_Dataset records_:
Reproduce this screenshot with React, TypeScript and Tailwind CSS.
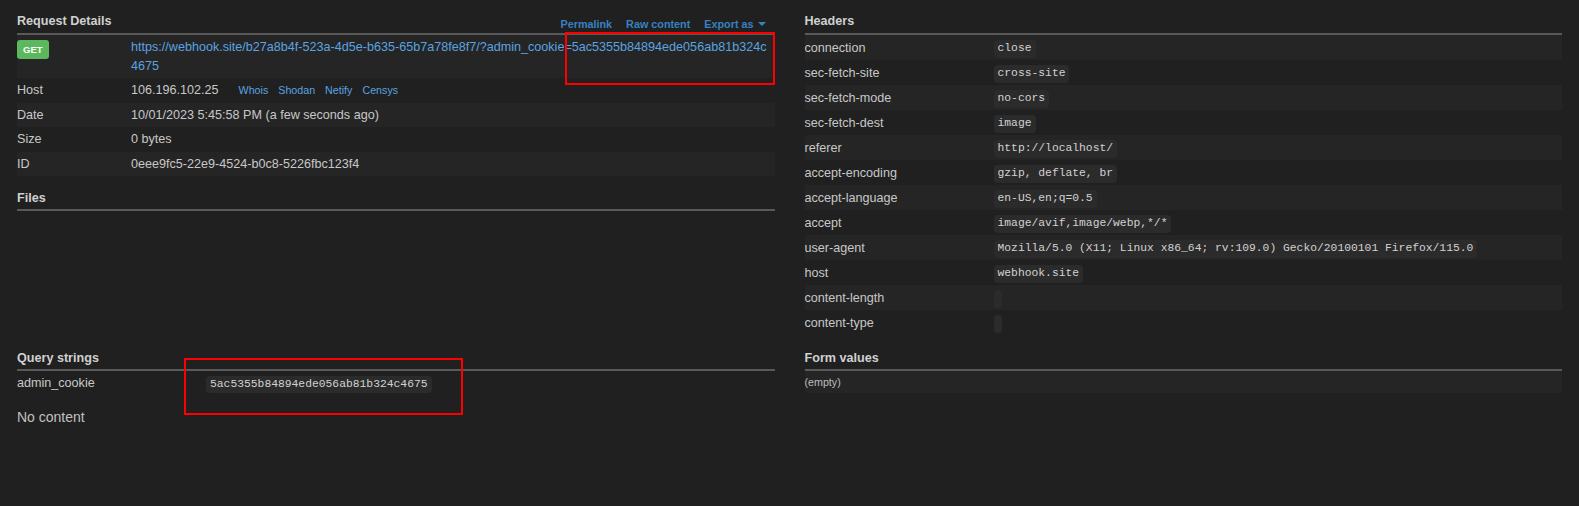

--

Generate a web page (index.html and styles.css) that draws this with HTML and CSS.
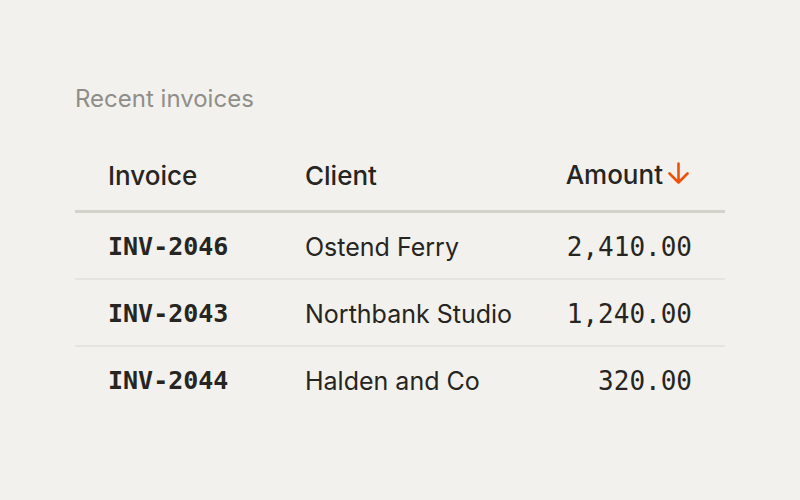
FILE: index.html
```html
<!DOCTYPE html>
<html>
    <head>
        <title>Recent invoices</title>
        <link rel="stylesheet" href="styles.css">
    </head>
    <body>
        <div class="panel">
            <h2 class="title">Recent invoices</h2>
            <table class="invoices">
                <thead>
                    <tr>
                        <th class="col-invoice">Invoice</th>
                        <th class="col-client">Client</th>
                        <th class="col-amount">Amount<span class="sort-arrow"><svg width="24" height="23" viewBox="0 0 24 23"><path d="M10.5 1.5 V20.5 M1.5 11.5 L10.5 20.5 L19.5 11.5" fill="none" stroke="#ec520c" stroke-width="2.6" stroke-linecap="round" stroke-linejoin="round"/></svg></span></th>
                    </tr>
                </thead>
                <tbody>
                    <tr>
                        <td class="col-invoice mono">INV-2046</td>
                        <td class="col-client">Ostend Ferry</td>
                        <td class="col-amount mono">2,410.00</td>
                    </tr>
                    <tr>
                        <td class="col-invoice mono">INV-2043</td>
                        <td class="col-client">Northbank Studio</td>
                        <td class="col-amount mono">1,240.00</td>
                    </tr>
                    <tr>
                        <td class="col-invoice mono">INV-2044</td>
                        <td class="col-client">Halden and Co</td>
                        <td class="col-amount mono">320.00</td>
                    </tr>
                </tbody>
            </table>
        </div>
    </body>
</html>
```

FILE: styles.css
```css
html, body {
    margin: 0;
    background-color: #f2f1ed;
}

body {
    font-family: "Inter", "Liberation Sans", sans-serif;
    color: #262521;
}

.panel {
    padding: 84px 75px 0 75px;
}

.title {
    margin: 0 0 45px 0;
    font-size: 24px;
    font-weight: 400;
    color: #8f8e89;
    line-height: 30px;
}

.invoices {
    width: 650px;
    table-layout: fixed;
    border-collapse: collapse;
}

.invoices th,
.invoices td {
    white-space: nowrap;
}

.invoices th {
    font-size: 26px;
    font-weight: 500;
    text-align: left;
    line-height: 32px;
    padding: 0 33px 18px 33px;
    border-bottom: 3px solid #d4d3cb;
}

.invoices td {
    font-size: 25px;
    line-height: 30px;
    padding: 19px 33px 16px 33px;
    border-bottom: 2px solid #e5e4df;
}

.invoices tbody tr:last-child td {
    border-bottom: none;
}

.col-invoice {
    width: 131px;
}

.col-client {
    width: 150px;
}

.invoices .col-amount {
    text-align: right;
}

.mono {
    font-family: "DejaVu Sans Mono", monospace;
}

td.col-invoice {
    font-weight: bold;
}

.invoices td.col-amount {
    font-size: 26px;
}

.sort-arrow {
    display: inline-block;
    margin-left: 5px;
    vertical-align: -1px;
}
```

_Task brief_: Copy every line from the entries that contains the word "with".

_Problem solution_:
Reproduce this screenshot with React, TypeScript and Tailwind CSS.
Generate a web page (index.html and styles.css) that draws this with HTML and CSS.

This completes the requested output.